Ulan Bator: two words that conjure up some sexy female assassin from a forgotten Roger Moore–era Bond flick but are actually the name of an obscure and incredible French rock group (as well as the capital of Mongolia, ‘course). The album Ego: Echo was released in late 2000 by its producer, ex–Swans leader Michael Gira, on Young God Records (his label/labor of love), but has received nowhere near the audience it deserves. That’s unfortunate, because here, on full display for 65 minutes, is everything that “post-rock” promises but almost never delivers: Rock instruments (guitar-bass-drums-Hammond-vocals) are used, but rock-music rules (4:30 max, verse/chorus/verse structure, standard chord progressions) are relaxed — and often jettisoned altogether.

For some reason, this new freedom usually means we’re in for some intellectual exercise — music that ignores the senses, the groin, the flesh, e.g., Tortoise, Sonic Youth’s last two discs.

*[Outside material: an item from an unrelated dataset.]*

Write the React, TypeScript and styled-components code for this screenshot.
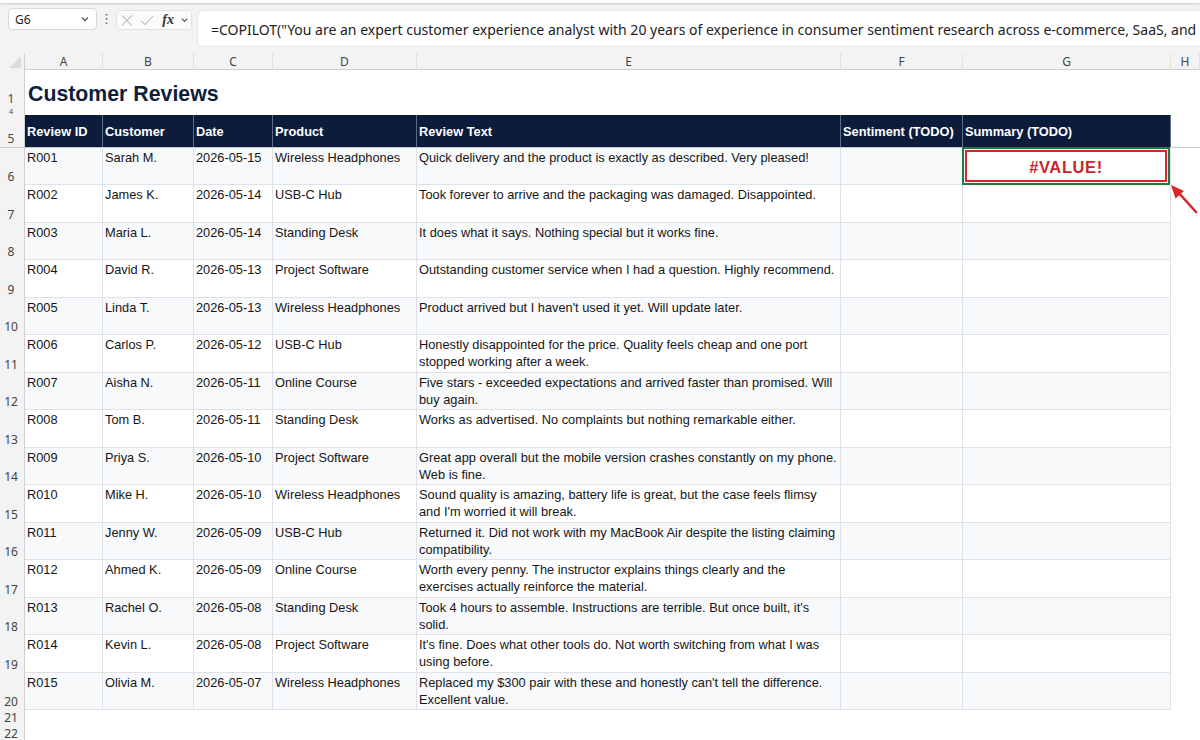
import React from "react";
import styled, {createGlobalStyle} from "styled-components";

const COLS = "25px 78px 91px 79px 144px 424px 122px 208px 1fr";

const GlobalStyle = createGlobalStyle`
    html, body {
        margin: 0;
        padding: 0;
        background: #f3f3f3;
        overflow: hidden;
    }
    * {
        box-sizing: border-box;
    }
`

const Page = styled.div`
    position: relative;
    width: 1200px;
    height: 740px;
    overflow: hidden;
    background: #f3f3f3;
    font-family: "Liberation Sans", Arial, sans-serif;
`

const TopStrip = styled.div`
    height: 3px;
    background: #ffffff;
    box-shadow: 0 1px 2px rgba(0, 0, 0, 0.18);
`

const FormulaRow = styled.div`
    display: flex;
    align-items: flex-start;
    height: 50px;
    padding: 5px 0 0 8px;
`

const NameBox = styled.div`
    display: flex;
    align-items: center;
    justify-content: space-between;
    width: 89px;
    height: 22px;
    padding: 0 6px;
    background: #ffffff;
    border: 1px solid #d9d9d9;
    border-radius: 4px;
    font-family: "Noto Sans", sans-serif;
    font-size: 12px;
    color: #222;
`

const Dots = styled.div`
    width: 19px;
    text-align: center;
    font-family: "DejaVu Sans", sans-serif;
    font-size: 13px;
    line-height: 22px;
    color: #555;
`

const FxBox = styled.div`
    display: flex;
    align-items: center;
    gap: 6px;
    width: 76px;
    height: 20px;
    margin-top: 2px;
    padding: 0 2px 0 3px;
    background: #fbfbfb;
    border: 1px solid #e2e2e2;
    border-radius: 4px;
`

const FxText = styled.span`
    font-family: "Liberation Serif", serif;
    font-style: italic;
    font-weight: bold;
    font-size: 14px;
    color: #333;
    margin-left: 2px;
`

const FormulaInput = styled.div`
    flex: 1;
    height: 37px;
    margin: 2px 0 0 5px;
    padding-left: 13px;
    background: #ffffff;
    border: 1px solid #e6e6e6;
    border-right: none;
    border-radius: 6px 0 0 6px;
    font-family: "Noto Sans", sans-serif;
    font-size: 14px;
    line-height: 38px;
    color: #222;
    white-space: nowrap;
    overflow: hidden;
`

const Row = styled.div<{ $h: number }>`
    display: grid;
    grid-template-columns: ${COLS};
    height: ${p => p.$h}px;
`

const ColHeaderRow = styled(Row)`
    border-bottom: 1px solid #d0d0d0;
`

const Corner = styled.div`
    position: relative;
    background: #f3f3f3;
    border-right: 1px solid #d0d0d0;

    &::after {
        content: "";
        position: absolute;
        right: 3px;
        bottom: 2px;
        width: 0;
        height: 0;
        border-left: 12px solid transparent;
        border-bottom: 12px solid #dcdcdc;
    }
`

const ColLetter = styled.div`
    display: flex;
    align-items: center;
    justify-content: center;
    border-right: 1px solid #e2e2e2;
    font-family: "Noto Sans", sans-serif;
    font-size: 12px;
    color: #444;
`

const RowNum = styled.div<{ $tiny?: boolean }>`
    display: flex;
    align-items: flex-end;
    justify-content: center;
    padding-bottom: ${p => p.$tiny ? 0 : 1}px;
    padding-right: 2px;
    background: #f3f3f3;
    border-right: 1px solid #d0d0d0;
    font-family: "Noto Sans", sans-serif;
    font-size: ${p => p.$tiny ? 7 : 12}px;
    line-height: ${p => p.$tiny ? 7 : 14}px;
    color: #444;
`

const Blank = styled.div`
    background: #ffffff;
`

const Title = styled.div`
    grid-column: 2 / -1;
    background: #ffffff;
    padding: 12px 0 0 3px;
    font-size: 21.3px;
    font-weight: bold;
    color: #0f1e3d;
`

const HeaderRow = styled(Row)`
    border-bottom: 1px solid #c9c9c9;
`

const HeadCell = styled.div`
    display: flex;
    align-items: center;
    padding: 0 2px;
    background: #0d1c3b;
    border-right: 1px solid #5b6a86;
    font-size: 12.8px;
    font-weight: bold;
    color: #ffffff;
    white-space: nowrap;
`

const Cell = styled.div<{ $alt: boolean }>`
    position: relative;
    padding: 2px 2px 0 2px;
    background: ${p => p.$alt ? "#f7f9fb" : "#ffffff"};
    border-right: 1px solid #dde2e8;
    border-bottom: 1px solid #dde2e8;
    font-size: 12.8px;
    line-height: 16.5px;
    color: #161616;
`

const ErrorBox = styled.div`
    position: absolute;
    inset: -1px 0 -1px -1px;
    border: 2px solid #1f7a45;
    padding: 1px;
`

const ErrorInner = styled.div`
    height: 100%;
    display: flex;
    align-items: center;
    justify-content: center;
    padding-top: 3px;
    border: 2px solid #d8262b;
    background: #ffffff;
    font-size: 16.5px;
    font-weight: bold;
    color: #c8262b;
    letter-spacing: 0.6px;
`

const Arrow = styled.svg`
    position: absolute;
    left: 1160px;
    top: 178px;
`

type Review = [string, string, string, string, string];

const reviews: Review[] = [
    ["R001", "Sarah M.", "2026-05-15", "Wireless Headphones", "Quick delivery and the product is exactly as described. Very pleased!"],
    ["R002", "James K.", "2026-05-14", "USB-C Hub", "Took forever to arrive and the packaging was damaged. Disappointed."],
    ["R003", "Maria L.", "2026-05-14", "Standing Desk", "It does what it says. Nothing special but it works fine."],
    ["R004", "David R.", "2026-05-13", "Project Software", "Outstanding customer service when I had a question. Highly recommend."],
    ["R005", "Linda T.", "2026-05-13", "Wireless Headphones", "Product arrived but I haven't used it yet. Will update later."],
    ["R006", "Carlos P.", "2026-05-12", "USB-C Hub", "Honestly disappointed for the price. Quality feels cheap and one port stopped working after a week."],
    ["R007", "Aisha N.", "2026-05-11", "Online Course", "Five stars - exceeded expectations and arrived faster than promised. Will buy again."],
    ["R008", "Tom B.", "2026-05-11", "Standing Desk", "Works as advertised. No complaints but nothing remarkable either."],
    ["R009", "Priya S.", "2026-05-10", "Project Software", "Great app overall but the mobile version crashes constantly on my phone. Web is fine."],
    ["R010", "Mike H.", "2026-05-10", "Wireless Headphones", "Sound quality is amazing, battery life is great, but the case feels flimsy and I'm worried it will break."],
    ["R011", "Jenny W.", "2026-05-09", "USB-C Hub", "Returned it. Did not work with my MacBook Air despite the listing claiming compatibility."],
    ["R012", "Ahmed K.", "2026-05-09", "Online Course", "Worth every penny. The instructor explains things clearly and the exercises actually reinforce the material."],
    ["R013", "Rachel O.", "2026-05-08", "Standing Desk", "Took 4 hours to assemble. Instructions are terrible. But once built, it's solid."],
    ["R014", "Kevin L.", "2026-05-08", "Project Software", "It's fine. Does what other tools do. Not worth switching from what I was using before."],
    ["R015", "Olivia M.", "2026-05-07", "Wireless Headphones", "Replaced my $300 pair with these and honestly can't tell the difference. Excellent value."],
];

const headers = ["Review ID", "Customer", "Date", "Product", "Review Text", "Sentiment (TODO)", "Summary (TODO)"];
const letters = ["A", "B", "C", "D", "E", "F", "G", "H"];

function Chevron() {
    return (
        <svg width="10" height="10" viewBox="0 0 10 10">
            <path d="M2 3.5 L5 6.5 L8 3.5" fill="none" stroke="#555" strokeWidth="1.3"/>
        </svg>
    )
}

export default function App() {
    return (
        <Page>
            <GlobalStyle/>
            <TopStrip/>
            <FormulaRow>
                <NameBox>
                    <span>G6</span>
                    <Chevron/>
                </NameBox>
                <Dots>⋮</Dots>
                <FxBox>
                    <svg width="15" height="15" viewBox="0 0 15 15">
                        <path d="M2 2 L13 13 M13 2 L2 13" stroke="#c4c4c4" strokeWidth="1.2"/>
                    </svg>
                    <svg width="16" height="15" viewBox="0 0 16 15">
                        <path d="M1.5 8 L5.5 12 L14.5 2.5" fill="none" stroke="#c4c4c4" strokeWidth="1.2"/>
                    </svg>
                    <FxText>fx</FxText>
                    <Chevron/>
                </FxBox>
                <FormulaInput>
                    =COPILOT("You are an expert customer experience analyst with 20 years of experience in consumer sentiment research across e-commerce, SaaS, and retail.
                </FormulaInput>
            </FormulaRow>

            <ColHeaderRow $h={17}>
                <Corner/>
                {letters.map(l => <ColLetter key={l}>{l}</ColLetter>)}
            </ColHeaderRow>

            <Row $h={37}>
                <RowNum>1</RowNum>
                <Title>Customer Reviews</Title>
            </Row>
            <Row $h={8}>
                <RowNum $tiny>4</RowNum>
                <Blank style={{gridColumn: "2 / -1"}}/>
            </Row>

            <HeaderRow $h={33}>
                <RowNum>5</RowNum>
                {headers.map(h => <HeadCell key={h}>{h}</HeadCell>)}
                <Blank/>
            </HeaderRow>

            {reviews.map((r, i) => (
                <Row $h={i % 2 === 0 ? 37 : 38} key={r[0]}>
                    <RowNum>{i + 6}</RowNum>
                    {r.map((v, j) => <Cell $alt={i % 2 === 0} key={j}>{v}</Cell>)}
                    <Cell $alt={i % 2 === 0}/>
                    <Cell $alt={i % 2 === 0}>
                        {i === 0 && (
                            <ErrorBox>
                                <ErrorInner>#VALUE!</ErrorInner>
                            </ErrorBox>
                        )}
                    </Cell>
                    <Blank/>
                </Row>
            ))}

            <Row $h={16}>
                <RowNum>21</RowNum>
                <Blank style={{gridColumn: "2 / -1"}}/>
            </Row>
            <Row $h={16}>
                <RowNum>22</RowNum>
                <Blank style={{gridColumn: "2 / -1"}}/>
            </Row>

            <Arrow width="40" height="40" viewBox="0 0 40 40">
                <path d="M36 34 L18 14" stroke="#d8262b" strokeWidth="2.6" strokeLinecap="round"/>
                <path d="M11 7 L24 13 L15.5 20.5 Z" fill="#d8262b"/>
            </Arrow>
        </Page>
    )
}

But Ego: Echo is defiantly, intensely alive: Its songs are sweated out, its vocals delivered past wine-stained lips. Its instruments touch, grate, rub and reflect on each other, intimate to the point of claustrophobia, reproducing on audiotape the 96-square-foot Italian recording booth in which the songs were recorded in ensemble. So “Santa Luci” is undeniable and in-your-face-and-through-to-your-brain: a thundering, supertight cabaret groove that breaks into Can-space in its third minute; “Etoile Astre” is a wicked version of the Meters’ full-ensemble locked funk; “Let Go Ego” is an epic 16-minute banishing ritual that collapses/climbs from ring-drone to Savage Republic march to four minutes of four repeated syllables — “Letttt go/Eeee-go.”

But for all this tight music made in tight quarters, there’s a strange spaciousness, too: Tracks like the opening “Hemisphere,” the lovely, downbeat “Hiver” and the late-Swansesque “La Joueuse de Tambour” are not without a certain sensual grandeur. This is music without a manifesto (or Jim O’Rourke) — music that remembers it’s played by human beings.